Guerre, injustice et terreur. Ce sont les thèmes représentés par Francisco Goya dans son tableau "3 mai 1808", une huile sur toile de 266 x 345 centimètres, réalisée en 1814 et conservée au musée du Prado, à Madrid.
3 mai 1808 : analyse du tableau
Le tableau dépeint la lutte du peuple espagnol contre l'invasion napoléonienne. Cette œuvre fait partie d'une paire de tableaux, "Le 3 mai 1808" et "Le 2 mai 1808", qui montrent les deux moments où les troupes françaises ont avancé en Espagne, capturant un grand nombre de citoyens et les éliminant ensuite.
Goya, fils d'un maître doreur, peignait déjà à l'âge de 14 ans dans l'atelier du peintre José Luzán y Martinez, et a toujours été influencé par la situation de son pays. Dans ce tableau, l'artiste crée un fort contraste de clair-obscur, il y a l'ombre rétroéclairée de la lanterne qui est censée symboliser la lumière de la liberté par opposition à l'ombre, qui représente la guerre.

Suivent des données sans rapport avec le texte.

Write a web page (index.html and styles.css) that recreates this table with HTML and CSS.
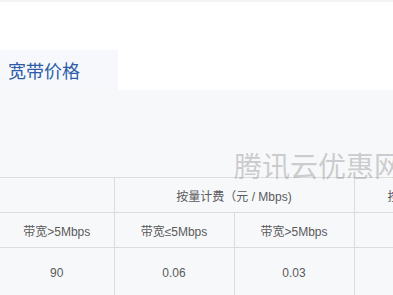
FILE: index.html
```html
<!DOCTYPE html>
<html lang="zh-CN">
<head>
<meta charset="utf-8">
<link rel="stylesheet" href="styles.css">
</head>
<body>
<div class="topline"></div>
<div class="header-space"></div>
<div class="tabs">
  <div class="tab">宽带价格</div>
</div>
<div class="content">
  <div class="watermark">腾讯云优惠网</div>
  <table class="price">
    <colgroup>
      <col class="c0">
      <col class="c1">
      <col class="c1">
      <col class="c1">
    </colgroup>
    <tr class="r1">
      <td class="first"></td>
      <td colspan="2">按量计费（元 / Mbps)</td>
      <td class="cut">按</td>
    </tr>
    <tr class="r2">
      <td class="first">带宽&gt;5Mbps</td>
      <td>带宽≤5Mbps</td>
      <td>带宽&gt;5Mbps</td>
      <td></td>
    </tr>
    <tr class="r3">
      <td class="first">90</td>
      <td>0.06</td>
      <td>0.03</td>
      <td></td>
    </tr>
  </table>
</div>
</body>
</html>
```
FILE: styles.css
```css
html, body {
  margin: 0;
  padding: 0;
  background: #ffffff;
  overflow: hidden;
}
body {
  width: 393px;
  height: 295px;
  font-family: "Liberation Sans", "Noto Sans CJK SC", sans-serif;
}
.topline {
  height: 2px;
  background: #f3f3f3;
}
.header-space {
  height: 48px;
  background: #ffffff;
}
.tabs {
  display: flex;
  height: 40px;
  background: #ffffff;
}
.tab {
  width: 110px;
  padding-left: 8px;
  background: #f6f8fb;
  color: #2e5da8;
  font-family: "Noto Sans CJK SC", sans-serif;
  font-size: 18px;
  line-height: 40px;
}
.content {
  position: relative;
  background: #f7f8fa;
  padding-top: 87px;
  height: 200px;
  width: 600px;
}
.watermark {
  position: absolute;
  left: 234px;
  top: 59px;
  font-family: "Noto Sans CJK SC", sans-serif;
  font-size: 28px;
  line-height: 32px;
  color: rgba(140, 140, 140, 0.42);
  white-space: nowrap;
}
.price {
  border-collapse: collapse;
  table-layout: fixed;
  width: 474px;
  color: #5a5a5a;
  font-size: 12px;
}
.price .c0 {
  width: 114px;
}
.price .c1 {
  width: 120px;
}
.price td {
  border: 1px solid #dcdcdc;
  text-align: center;
  padding: 0;
  white-space: nowrap;
  overflow: hidden;
}
.price td.first {
  border-left: none;
}
.price .r1 td,
.price .r2 td {
  height: 34px;
}
.price .r3 td {
  height: 50px;
}
.price td.cut {
  text-align: left;
  padding-left: 33px;
}
```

Les coups de pinceau sont rapides et rudes, et à travers ce jeu de lumière, avec ses contrastes violents, nous voyons le choc entre la mort et la vie, l'irrationnel et la raison. La lumière est concentrée et irradie de la chemise blanche du condamné, peint avec les bras ouverts et levés en signe de résignation, et il a une blessure à la main, comme pour rappeler le Christ.
La présence des soldats qui sont très proches de lui ajoute encore au drame. Le protagoniste est à genoux, mais il n'est pas un héros, plutôt un anti-héros, un civil sans nom comme les autres. À côté de lui, un autre personnage a les mains jointes sur le mort. C'est un frère franciscain, lui aussi victime des soldats, malgré l'habit qu'il porte, comme pour signifier l'impuissance de la foi face à la guerre. Le ciel est sombre et occupe un tiers de la grande œuvre, ce qui lui confère une atmosphère macabre. En arrière-plan, on peut voir des maisons et des églises de Madrid, dans une semi-obscurité.
À mesure que l'on s'éloigne du centre de l'action, les couleurs ont également tendance à être plus sombres : toutes les nuances tendent du brun au jaune pâle, et tout met en évidence le rouge du sang, qui contraste avec le ciel noir, symbole de la mort. Les personnages représentés par Goya trahissent leurs émotions à travers leurs visages, leurs yeux et leurs gestes. Nous pouvons voir la profonde terreur des victimes. Il s'agit de scènes prises par l'artiste, dont il avait été témoin depuis une ferme. Son serviteur a raconté l'histoire : "Mon maître observait la scène depuis une fenêtre, avec un télescope dans une main et un fusil chargé dans l'autre, prêt à réagir si les Français passaient de notre côté". En fait, tout est si réel qu'il semble s'agir d'un instantané.
Revenons au personnage central. L'homme a une blessure à la main droite, il semblerait qu'il s'agisse d'un stigmate, et de là, on est amené à faire une comparaison avec la figure du Christ. Tout comme les autres mains servent à renforcer les sentiments des protagonistes. Contrairement aux victimes, les soldats sont représentés de dos, et tous adoptent la même position, le regard fixé sur les fusils. En bref, le tableau "3 mai 1808" est une sorte de dénonciation de la brutalité de la guerre.
Commentaire sur l'œuvre
Francisco Goya a ouvert la voie à la peinture moderne et c'est pour cette raison qu'il est considéré comme le père de l'art moderne. Il a réussi, avec sa peinture, à dépasser les idées néoclassiques, donnant à la peinture une nouvelle liberté d'expression inhérente au romantisme, l'anticipant. Il ne s'est pas laissé intimider et arrêter par les graves problèmes de vue, de maladie, de surdité, il a continué son art jusqu'à la fin de sa vie.
Avec ses peintures, l'artiste espagnol a anticipé les tendances de l'art de la fin du XIXe siècle. Peintre de la cour, favori du roi, il a peint des portraits célèbres, des scènes fantastiques et bien d'autres choses encore : il était également un graveur célèbre. Plein d'imagination, il peut être défini comme un artiste libre et sensible.